Indeed, the country reports and numerical scores in this study reveal that a growing number of governments are moving to regulate or restrict the free flow of information on the internet. In authoritarian states, such efforts are partly rooted in the existing legal frameworks, which already limit the freedom of the traditional media. These states are increasingly blocking and filtering websites associated with the political opposition, coercing website owners into taking down politically and socially controversial content, and arresting bloggers and ordinary users for posting information that is contrary to the government’s views. Even in more democratic countries—such as Brazil, India, Indonesia, South Korea, Turkey, and the United Kingdom—internet freedom is increasingly undermined by legal harassment, opaque censorship procedures, or expanding surveillance. The spread and intensification of internet controls in each country that showed decline generally conformed to one of the following three patterns:

Initial signs of politically motivated internet controls: In several countries that were previously free from most internet controls, the first signs of politicized censorship and user rights violations emerged, often in the period before or during elections. Many of these incidents represented the first time that a website in the country had been blocked, a user detained, or a restrictive law passed. This dynamic was particularly evident in Venezuela, Azerbaijan, Jordan, and Rwanda. In Venezuela, for example, users subscribing to internet services through the state-owned telecommunications firm CANTV reported that they were unable to access opposition-oriented blogs and a popular news site in the days surrounding parliamentary elections in September 2010. In Azerbaijan in 2009, the authorities temporarily blocked several websites that lampooned the president, and jailed two youth activists who posted a video that mocked the government.
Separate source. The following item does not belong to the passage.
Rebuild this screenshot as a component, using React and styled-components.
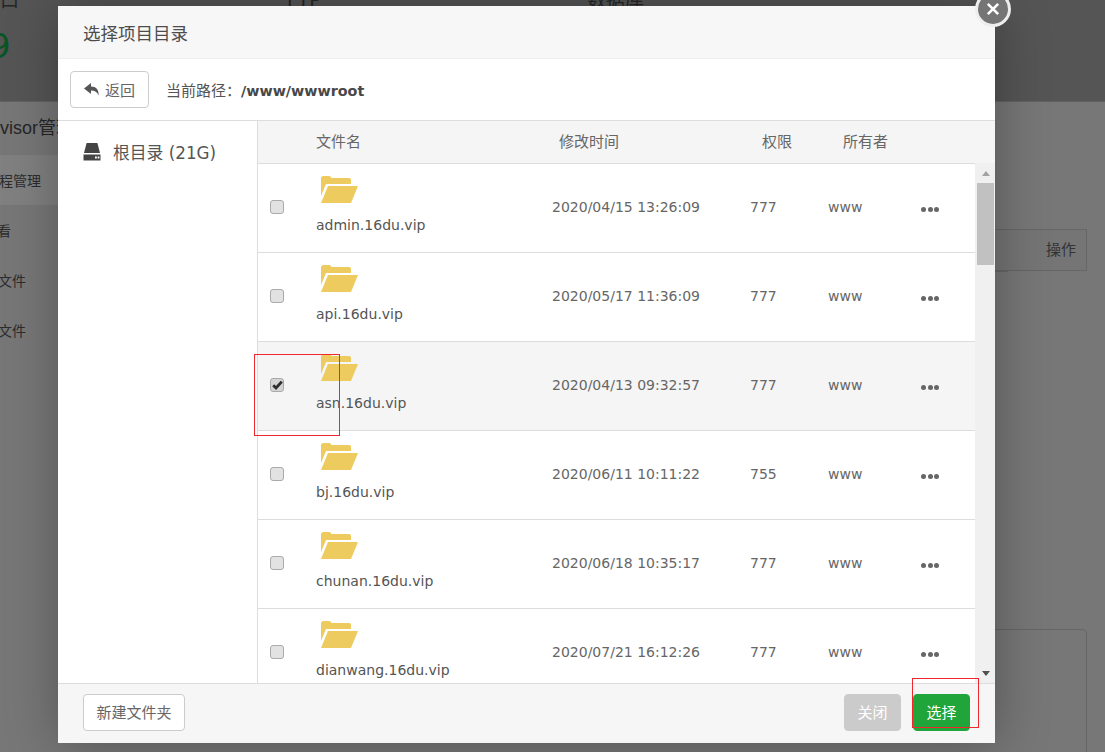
import React from "react";
import styled, { createGlobalStyle } from "styled-components";

const GlobalStyle = createGlobalStyle`
  html, body {
    margin: 0;
    height: 100%;
    overflow: hidden;
    background-color: #777;
  }
  *, *:before, *:after {
    box-sizing: border-box;
  }
  body {
    font-family: "DejaVu Sans", "Noto Sans CJK SC", sans-serif;
    color: #555;
  }
`;

const Page = styled.div`
  height: 752px;
  overflow: hidden;
  position: relative;
`;

const TopStrip = styled.div`
  height: 102px;
  background-color: #555;
  display: flex;
  overflow: hidden;
  border-bottom: 1px solid #626262;
`;

const Stat = styled.div`
  width: ${props => props.width}px;
  margin-top: -9px;
  color: #262626;
  font-size: 19px;
  line-height: 18px;
`;

const StatValue = styled.div`
  font-size: 34px;
  line-height: 44px;
  margin: 15px 0 0 -11px;
  color: #0a5526;
`;

const Lower = styled.div`
  display: flex;
  height: 650px;
`;

const SideMenu = styled.div`
  width: 58px;
  flex: none;
  overflow: hidden;
`;

const SideTitle = styled.div`
  height: 53px;
  margin-left: -48px;
  width: 200px;
  font-family: "Liberation Sans", "Noto Sans CJK SC", sans-serif;
  font-size: 18px;
  line-height: 52px;
  color: #262626;
  white-space: nowrap;
`;

const SideItem = styled.div`
  height: 50px;
  font-size: 14px;
  line-height: 52px;
  white-space: nowrap;
  color: #2c2c2c;
  background-color: ${props => (props.active ? "#808080" : "transparent")};
`;

const ItemText = styled.span`
  margin-left: ${props => props.shift}px;
`;

const BackRight = styled.div`
  flex: 1;
  display: flex;
  justify-content: flex-end;
  padding: 127px 18px 0 0;
`;

const BackColumn = styled.div`
  width: 92px;
`;

const BackHead = styled.div`
  height: 42px;
  border: 1px solid #666;
  border-left: none;
  background-color: #757575;
  color: #333;
  font-size: 15px;
  line-height: 40px;
  text-align: right;
  padding-right: 10px;
`;

const BackLine = styled.div`
  width: 13px;
  height: 1px;
  background-color: #666;
`;

const BackBox = styled.div`
  margin-top: 357px;
  height: 200px;
  border: 1px solid #666;
  border-left: none;
  border-radius: 0 5px 0 0;
`;

const Modal = styled.div`
  position: absolute;
  left: 58px;
  top: 6px;
  width: 937px;
  height: 737px;
  background-color: #fff;
  display: flex;
  flex-direction: column;
  box-shadow: 1px 1px 50px rgba(0, 0, 0, 0.3);
`;

const CloseButton = styled.div`
  position: absolute;
  right: -16px;
  top: -15px;
  width: 36px;
  height: 36px;
  border-radius: 50%;
  border: 3px solid #eee;
  background-color: #757575;
  display: flex;
  align-items: center;
  justify-content: center;
`;

const ModalTitle = styled.div`
  height: 53px;
  flex: none;
  background-color: #f7f7f7;
  border-bottom: 1px solid #eee;
  padding: 3px 0 0 25px;
  font-size: 17.5px;
  line-height: 50px;
  color: #4d4d4d;
`;

const Toolbar = styled.div`
  height: 62px;
  flex: none;
  display: flex;
  align-items: center;
  padding: 0 12px;
  border-bottom: 1px solid #ddd;
`;

const Button = styled.div`
  height: 37px;
  width: ${props => props.width}px;
  display: flex;
  align-items: center;
  justify-content: center;
  gap: 6px;
  border-radius: 4px;
  font-size: 15px;
  border: 1px solid ${props => props.border || "#ccc"};
  background-color: ${props => props.bg || "#fff"};
  color: ${props => props.color || "#666"};
`;

const FooterButton = styled(Button)`
  padding-bottom: 2px;
`;

const PathLabel = styled.div`
  margin-left: 17px;
  font-size: 15px;
  color: #555;
  b {
    color: #484848;
    font-size: 14.3px;
  }
`;

const Body = styled.div`
  flex: 1;
  min-height: 0;
  display: flex;
`;

const Sidebar = styled.div`
  width: 200px;
  flex: none;
  border-right: 1px solid #ddd;
  padding: 18px 0 0 25px;
  font-size: 16.8px;
  color: #555;
`;

const DriveRow = styled.div`
  display: flex;
  align-items: center;
  gap: 12px;
  height: 26px;
`;

const Files = styled.div`
  flex: 1;
  min-width: 0;
  display: flex;
  flex-direction: column;
`;

const HeadRow = styled.div`
  height: 43px;
  flex: none;
  display: grid;
  grid-template-columns: 58px 243px 203px 81px 1fr;
  align-items: center;
  padding-bottom: 3px;
  background-color: #f5f5f5;
  border-bottom: 1px solid #ddd;
  font-size: 15px;
  color: #666;
`;

const ListArea = styled.div`
  flex: 1;
  min-height: 0;
  display: flex;
`;

const Rows = styled.div`
  flex: 1;
  min-width: 0;
  overflow: hidden;
`;

const Row = styled.div`
  height: 89px;
  display: grid;
  grid-template-columns: 58px 236px 198px 78px 93px 1fr;
  align-items: center;
  border-bottom: 1px solid #ddd;
  font-size: 14px;
  color: #666;
  background-color: ${props => (props.selected ? "#f5f5f5" : "#fff")};
`;

const CheckCell = styled.div`
  padding-left: 12px;
  margin-top: -2px;
`;

const CheckBox = styled.div`
  width: 14px;
  height: 14px;
  border: 1px solid #aaa;
  border-radius: 3px;
  background-color: ${props => (props.checked ? "#d4d4d4" : "#e2e2e2")};
  display: flex;
  align-items: center;
  justify-content: center;
  color: #2e2e2e;
`;

const NameCell = styled.div`
  align-self: start;
  padding-top: 12px;
  display: flex;
  flex-direction: column;
  gap: 13px;
`;

const FolderWrap = styled.div`
  padding-left: 5px;
  height: 27px;
`;

const NameText = styled.div`
  line-height: 18px;
  color: #555;
`;

const TimeCell = styled.div`
  margin-top: -2px;
`;

const Dots = styled.div`
  display: flex;
  gap: 1.5px;
  margin-top: 2px;
`;

const Dot = styled.i`
  width: 5px;
  height: 5px;
  border-radius: 50%;
  background-color: #666;
`;

const ScrollTrack = styled.div`
  width: 20px;
  flex: none;
  margin-top: -1px;
  background-color: #f0f0f0;
  padding: 0 1px 0 2px;
  display: flex;
  flex-direction: column;
`;

const ScrollArrow = styled.div`
  height: 20px;
  flex: none;
  display: flex;
  align-items: center;
  justify-content: center;
  &:before {
    content: "";
    border-left: 4px solid transparent;
    border-right: 4px solid transparent;
    ${props =>
      props.down
        ? "border-top: 5px solid #505050;"
        : "border-bottom: 5px solid #a3a3a3;"}
  }
`;

const ScrollThumb = styled.div`
  height: 82px;
  flex: none;
  background-color: #c1c1c1;
`;

const ScrollSpace = styled.div`
  flex: 1;
`;

const Footer = styled.div`
  height: 60px;
  flex: none;
  display: flex;
  align-items: center;
  justify-content: space-between;
  padding: 0 25px 2px;
  background-color: #f6f6f6;
  border-top: 1px solid #ddd;
`;

const FooterRight = styled.div`
  display: flex;
  gap: 12px;
`;

const Annotation = styled.div`
  position: absolute;
  left: ${props => props.left}px;
  top: ${props => props.top}px;
  width: ${props => props.w}px;
  height: ${props => props.h}px;
  border: 1px solid #f0282d;
`;

const files = [
  { name: "admin.16du.vip", time: "2020/04/15 13:26:09", perm: "777" },
  { name: "api.16du.vip", time: "2020/05/17 11:36:09", perm: "777" },
  { name: "asn.16du.vip", time: "2020/04/13 09:32:57", perm: "777", selected: true },
  { name: "bj.16du.vip", time: "2020/06/11 10:11:22", perm: "755" },
  { name: "chunan.16du.vip", time: "2020/06/18 10:35:17", perm: "777" },
  { name: "dianwang.16du.vip", time: "2020/07/21 16:12:26", perm: "777" }
];

const menu = [
  { label: "进程管理", shift: -15, active: true },
  { label: "查看", shift: -17 },
  { label: "配置文件", shift: -30 },
  { label: "日志文件", shift: -30 }
];

const FolderIcon = () => (
  <svg width="37" height="27" viewBox="0 0 37 27" display="block">
    <path d="M0 2.5Q0 0 2.5 0H8Q10 0 10.5 2H28Q30 2 30 4V8H5L0 20Z" fill="#edcb5e" />
    <path d="M7 10H37L30 27H0Z" fill="#edcb5e" />
  </svg>
);

const BackIcon = () => (
  <svg width="15" height="13" viewBox="0 0 15 13">
    <path d="M0 5.5L7 0V3.4C12 3.4 15 6.5 14.6 12.6C13.2 9.3 11 7.6 7 7.6V11Z" fill="#555" />
  </svg>
);

const DriveIcon = () => (
  <svg width="18" height="18" viewBox="0 0 18 18">
    <path d="M3.6 0H14.4L17 10H1Z" fill="#444" />
    <path d="M0.5 11.5H17.5V17.5H0.5Z" fill="#444" />
    <rect x="12" y="13.5" width="1.8" height="2" fill="#fff" />
    <rect x="14.6" y="13.5" width="1.8" height="2" fill="#fff" />
  </svg>
);

const CheckMark = () => (
  <svg width="11" height="10" viewBox="0 0 11 10">
    <path d="M1.2 5.2L4 8L9.8 1.6" fill="none" stroke="currentColor" strokeWidth="2.8" />
  </svg>
);

const CloseIcon = () => (
  <svg width="16" height="16" viewBox="0 0 16 16">
    <path d="M2.8 2.8L13.2 13.2M13.2 2.8L2.8 13.2" stroke="#fff" strokeWidth="2.6" />
  </svg>
);

const FileRow = ({ file }) => (
  <Row selected={file.selected}>
    <CheckCell>
      <CheckBox checked={file.selected}>{file.selected && <CheckMark />}</CheckBox>
    </CheckCell>
    <NameCell>
      <FolderWrap>
        <FolderIcon />
      </FolderWrap>
      <NameText>{file.name}</NameText>
    </NameCell>
    <TimeCell>{file.time}</TimeCell>
    <TimeCell>{file.perm}</TimeCell>
    <TimeCell>www</TimeCell>
    <Dots>
      <Dot />
      <Dot />
      <Dot />
    </Dots>
  </Row>
);

export default function App() {
  return (
    <Page>
      <GlobalStyle />
      <TopStrip>
        <Stat width={287}>
          口
          <StatValue>9</StatValue>
        </Stat>
        <Stat width={300}>FTP</Stat>
        <Stat width={300}>数据库</Stat>
      </TopStrip>
      <Lower>
        <SideMenu>
          <SideTitle>Supervisor管理</SideTitle>
          {menu.map(item => (
            <SideItem key={item.label} active={item.active}>
              <ItemText shift={item.shift}>{item.label}</ItemText>
            </SideItem>
          ))}
        </SideMenu>
        <BackRight>
          <BackColumn>
            <BackHead>操作</BackHead>
            <BackLine />
            <BackBox />
          </BackColumn>
        </BackRight>
      </Lower>
      <Modal>
        <CloseButton>
          <CloseIcon />
        </CloseButton>
        <ModalTitle>选择项目目录</ModalTitle>
        <Toolbar>
          <Button width={79}>
            <BackIcon />
            返回
          </Button>
          <PathLabel>
            当前路径：<b>/www/wwwroot</b>
          </PathLabel>
        </Toolbar>
        <Body>
          <Sidebar>
            <DriveRow>
              <DriveIcon />
              <span>根目录 (21G)</span>
            </DriveRow>
          </Sidebar>
          <Files>
            <HeadRow>
              <span />
              <span>文件名</span>
              <span>修改时间</span>
              <span>权限</span>
              <span>所有者</span>
            </HeadRow>
            <ListArea>
              <Rows>
                {files.map(file => (
                  <FileRow key={file.name} file={file} />
                ))}
              </Rows>
              <ScrollTrack>
                <ScrollArrow />
                <ScrollThumb />
                <ScrollSpace />
                <ScrollArrow down />
              </ScrollTrack>
            </ListArea>
          </Files>
        </Body>
        <Footer>
          <FooterButton width={102}>新建文件夹</FooterButton>
          <FooterRight>
            <FooterButton width={57} bg="#cbcbcb" border="#cbcbcb" color="#fff">关闭</FooterButton>
            <FooterButton width={57} bg="#20a53a" border="#20a53a" color="#fff">选择</FooterButton>
          </FooterRight>
        </Footer>
      </Modal>
      <Annotation left={254} top={354} w={86} h={82} />
      <Annotation left={912} top={678} w={67} h={50} />
    </Page>
  );
}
Acceleration and institutionalization of internet controls: In countries where the authorities had already shown some tendency toward politically motivated controls over the internet, the negative trend accelerated dramatically, and new institutions were created specifically to carry out censorship. In Pakistan, for example, where temporary blocks have been common in recent years, a new Inter-Ministerial Committee for the Evaluation of Websites was established in mid-2010 to flag sites for blocking based on vaguely defined offenses against the state or religion. In Thailand, the government has long blocked internet content and taken legal action against users, particularly those posting information that is critical of the monarchy. However, the number of detained offenders and blocked sites sharply increased over the last two years, particularly while top officials had the authority to extrajudicially order blockings under a state of emergency that lasted from April to December 2010.
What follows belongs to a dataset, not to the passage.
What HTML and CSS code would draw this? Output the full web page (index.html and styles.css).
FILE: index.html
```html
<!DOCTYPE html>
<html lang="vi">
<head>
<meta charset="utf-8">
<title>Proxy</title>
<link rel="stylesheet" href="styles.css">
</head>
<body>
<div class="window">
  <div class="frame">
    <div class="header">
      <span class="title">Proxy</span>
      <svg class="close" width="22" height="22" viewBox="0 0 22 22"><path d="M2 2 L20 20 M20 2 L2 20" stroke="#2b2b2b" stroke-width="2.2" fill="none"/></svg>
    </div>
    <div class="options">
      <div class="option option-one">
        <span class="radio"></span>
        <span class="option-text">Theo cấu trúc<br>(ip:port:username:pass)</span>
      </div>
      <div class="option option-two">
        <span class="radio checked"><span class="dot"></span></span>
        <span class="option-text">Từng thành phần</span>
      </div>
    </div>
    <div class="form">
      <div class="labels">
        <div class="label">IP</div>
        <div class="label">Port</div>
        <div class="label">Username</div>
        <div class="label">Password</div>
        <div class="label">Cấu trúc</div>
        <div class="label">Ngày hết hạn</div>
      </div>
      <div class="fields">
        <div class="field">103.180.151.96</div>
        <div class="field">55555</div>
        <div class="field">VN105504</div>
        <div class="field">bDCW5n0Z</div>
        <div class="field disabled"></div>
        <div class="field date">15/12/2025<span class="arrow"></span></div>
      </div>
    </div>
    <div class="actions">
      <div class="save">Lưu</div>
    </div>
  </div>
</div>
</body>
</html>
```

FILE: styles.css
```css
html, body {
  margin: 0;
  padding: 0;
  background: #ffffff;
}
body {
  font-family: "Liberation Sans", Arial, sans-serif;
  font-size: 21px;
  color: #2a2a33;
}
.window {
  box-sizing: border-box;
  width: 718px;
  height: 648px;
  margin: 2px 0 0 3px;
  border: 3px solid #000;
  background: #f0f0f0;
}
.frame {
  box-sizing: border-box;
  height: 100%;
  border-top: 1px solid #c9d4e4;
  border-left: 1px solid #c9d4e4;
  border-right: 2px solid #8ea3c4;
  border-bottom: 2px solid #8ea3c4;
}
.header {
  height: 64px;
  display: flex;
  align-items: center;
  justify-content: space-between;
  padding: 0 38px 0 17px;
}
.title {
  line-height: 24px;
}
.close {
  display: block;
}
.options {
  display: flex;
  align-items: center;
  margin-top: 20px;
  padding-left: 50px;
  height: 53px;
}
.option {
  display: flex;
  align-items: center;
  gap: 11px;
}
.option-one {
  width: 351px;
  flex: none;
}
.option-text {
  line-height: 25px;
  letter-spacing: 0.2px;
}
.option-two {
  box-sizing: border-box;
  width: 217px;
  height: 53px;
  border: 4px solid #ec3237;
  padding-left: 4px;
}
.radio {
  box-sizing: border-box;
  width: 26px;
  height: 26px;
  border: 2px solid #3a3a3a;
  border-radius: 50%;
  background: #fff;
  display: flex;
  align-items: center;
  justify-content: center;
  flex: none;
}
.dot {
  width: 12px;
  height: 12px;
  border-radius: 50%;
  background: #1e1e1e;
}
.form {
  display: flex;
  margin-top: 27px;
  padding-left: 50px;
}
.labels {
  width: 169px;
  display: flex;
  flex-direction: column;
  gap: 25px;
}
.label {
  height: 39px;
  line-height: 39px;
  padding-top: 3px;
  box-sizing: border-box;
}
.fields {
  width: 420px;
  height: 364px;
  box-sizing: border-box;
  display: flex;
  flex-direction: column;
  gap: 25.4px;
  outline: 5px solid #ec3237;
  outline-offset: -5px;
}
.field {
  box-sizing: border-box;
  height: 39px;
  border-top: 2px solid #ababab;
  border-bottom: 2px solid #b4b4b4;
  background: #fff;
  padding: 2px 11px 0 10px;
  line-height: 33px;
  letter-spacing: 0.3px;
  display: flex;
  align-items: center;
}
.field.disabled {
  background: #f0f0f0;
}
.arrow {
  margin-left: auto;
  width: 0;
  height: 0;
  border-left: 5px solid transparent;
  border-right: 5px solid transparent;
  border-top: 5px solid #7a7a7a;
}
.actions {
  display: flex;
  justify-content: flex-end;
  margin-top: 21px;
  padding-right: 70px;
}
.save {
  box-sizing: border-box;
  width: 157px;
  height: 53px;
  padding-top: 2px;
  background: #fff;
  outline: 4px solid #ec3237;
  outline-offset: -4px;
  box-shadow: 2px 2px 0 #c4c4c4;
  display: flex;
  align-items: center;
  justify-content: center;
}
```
Strengthening of existing internet-control apparatus: Even in countries with some of the most robust censorship and internet surveillance systems in the world, measures were taken to eliminate loopholes and further strengthen the apparatus. In China, blogs on political and social issues were shut down, the space for anonymous communication has dwindled, and the government has stepped up efforts to counter circumvention tools. In Bahrain, Iran, Ethiopia, and Tunisia, intensified censorship or user arrests came in the context of popular protests or contentious elections. Following the June 2009 elections in Iran, the country’s centralized filtering system evolved to the point of being able to block a website nationwide within a few hours, and over 50 bloggers have been detained. In Vietnam, in addition to blocking websites, restricting some social-networking tools, and instigating cyberattacks, the authorities displayed their muscle by sentencing four activists to a total of 33 years in prison for using the internet to report human rights violations and express prodemocracy views.
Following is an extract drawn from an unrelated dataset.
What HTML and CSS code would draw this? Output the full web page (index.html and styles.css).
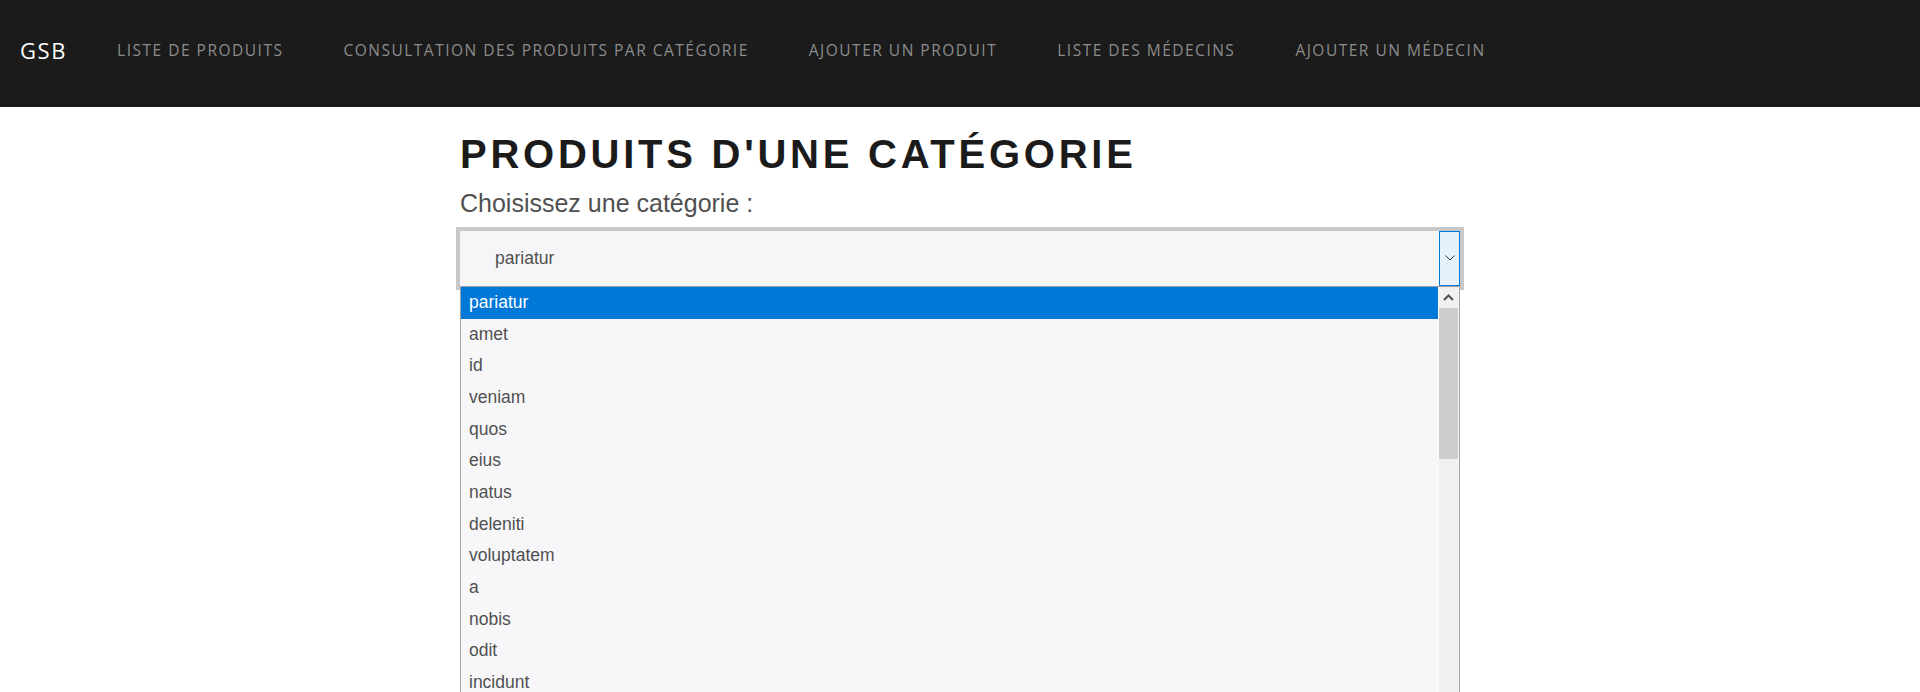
FILE: index.html
```
<!DOCTYPE html>
<html lang="fr">
<head>
<meta charset="utf-8">
<title>GSB - Produits d'une catégorie</title>
<link rel="stylesheet" href="styles.css">
</head>
<body>
<nav class="navbar">
  <a class="brand" href="#">GSB</a>
  <ul class="nav-links">
    <li><a href="#">LISTE DE PRODUITS</a></li>
    <li><a href="#">CONSULTATION DES PRODUITS PAR CATÉGORIE</a></li>
    <li><a href="#">AJOUTER UN PRODUIT</a></li>
    <li><a href="#">LISTE DES MÉDECINS</a></li>
    <li><a href="#">AJOUTER UN MÉDECIN</a></li>
  </ul>
</nav>
<main class="container">
  <h1 class="title">PRODUITS D'UNE CATÉGORIE</h1>
  <label class="label">Choisissez une catégorie :</label>
  <div class="select-wrap">
    <div class="select">
      <span class="select-value">pariatur</span>
      <span class="select-btn">
        <svg width="10" height="6" viewBox="0 0 10 6"><path d="M0.5 0.5 L5 5 L9.5 0.5" fill="none" stroke="#333" stroke-width="1"/></svg>
      </span>
    </div>
    <div class="dropdown">
      <ul class="options">
        <li class="opt selected">pariatur</li>
        <li class="opt">amet</li>
        <li class="opt">id</li>
        <li class="opt">veniam</li>
        <li class="opt">quos</li>
        <li class="opt">eius</li>
        <li class="opt">natus</li>
        <li class="opt">deleniti</li>
        <li class="opt">voluptatem</li>
        <li class="opt">a</li>
        <li class="opt">nobis</li>
        <li class="opt">odit</li>
        <li class="opt">incidunt</li>
      </ul>
      <div class="gap-strip"></div>
      <div class="scrollbar">
        <div class="sb-up">
          <svg width="11" height="7" viewBox="0 0 11 7"><path d="M1 6 L5.5 1.5 L10 6" fill="none" stroke="#505050" stroke-width="2"/></svg>
        </div>
        <div class="sb-thumb"></div>
        <div class="sb-track"></div>
      </div>
      <div class="gap-strip"></div>
    </div>
  </div>
</main>
</body>
</html>
```
FILE: styles.css
```
html, body {
  margin: 0;
  padding: 0;
  background: #ffffff;
  height: 692px;
  overflow: hidden;
}

body {
  font-family: "Liberation Sans", Arial, sans-serif;
}

.navbar {
  height: 107px;
  background: #1b1b1b;
  display: flex;
  align-items: center;
  padding: 0 0 7px 20px;
  box-sizing: border-box;
  font-family: "Open Sans", "DejaVu Sans", sans-serif;
}

.brand {
  color: #ffffff;
  text-decoration: none;
  font-size: 22px;
  letter-spacing: 1.6px;
  margin-right: 50px;
}

.nav-links {
  list-style: none;
  margin: 0;
  padding: 0;
  display: flex;
  gap: 60px;
}

.nav-links a {
  color: #8c8c8c;
  text-decoration: none;
  font-size: 15.5px;
  letter-spacing: 1.5px;
}

.container {
  width: 1000px;
  margin: 0 auto;
  padding-top: 24px;
}

.title {
  margin: 0;
  font-size: 40px;
  line-height: 46px;
  font-weight: 700;
  letter-spacing: 3.75px;
  color: #1b1b1b;
}

.label {
  display: block;
  margin-top: 12px;
  font-size: 25px;
  line-height: 28px;
  color: #505050;
}

.select-wrap {
  position: relative;
  margin: 10px 0 0 -4px;
  width: 1008px;
}

.select {
  border: 4px solid #c8c8c8;
  height: 55px;
  background: #f6f6f8;
  display: flex;
  align-items: stretch;
}

.select-value {
  flex: 1;
  display: flex;
  align-items: center;
  padding-left: 35px;
  font-size: 17.5px;
  color: #505050;
}

.select-btn {
  width: 21px;
  border: 1px solid #0078d7;
  background: #e5f1fb;
  display: flex;
  align-items: center;
  justify-content: center;
  padding-bottom: 2px;
  box-sizing: border-box;
}

.dropdown {
  position: absolute;
  left: 4px;
  top: 59px;
  width: 1000px;
  height: 420px;
  box-sizing: border-box;
  border: 1px solid #a0a0a0;
  border-bottom: none;
  background: #f7f7f9;
  display: flex;
}

.options {
  list-style: none;
  margin: 0;
  padding: 0;
  width: 977px;
  flex: none;
}

.opt {
  height: 31.67px;
  line-height: 31.67px;
  padding-left: 8px;
  font-size: 17.5px;
  color: #505050;
}

.opt.selected {
  background: #0078d7;
  color: #ffffff;
}

.gap-strip {
  width: 1px;
  flex: none;
  background: #fbfbfb;
}

.scrollbar {
  width: 19px;
  flex: none;
  display: flex;
  flex-direction: column;
  background: #f0f0f0;
}

.sb-up {
  height: 21px;
  display: flex;
  align-items: center;
  justify-content: center;
}

.sb-thumb {
  height: 151px;
  background: #cdcdcd;
}

.sb-track {
  flex: 1;
}
```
The new internet restrictions around the globe are partly a response to the explosion in the popularity of advanced applications like Facebook, YouTube, and Twitter, through which ordinary users can easily post their own content, share information, and connect with large audiences. While mostly serving as a form of entertainment, over the last two years these tools have also played a significant role in political and social activism. In Egypt and Tunisia, for example, democracy advocates have relied heavily on Facebook to mobilize supporters and organize mass rallies. Similarly, Bahraini activists have used Twitter and YouTube to inform the outside world about the government’s violent response to their protests. Even in Cuba, one of the most closed societies in the world, several bloggers have been able to report on daily life and human rights violations.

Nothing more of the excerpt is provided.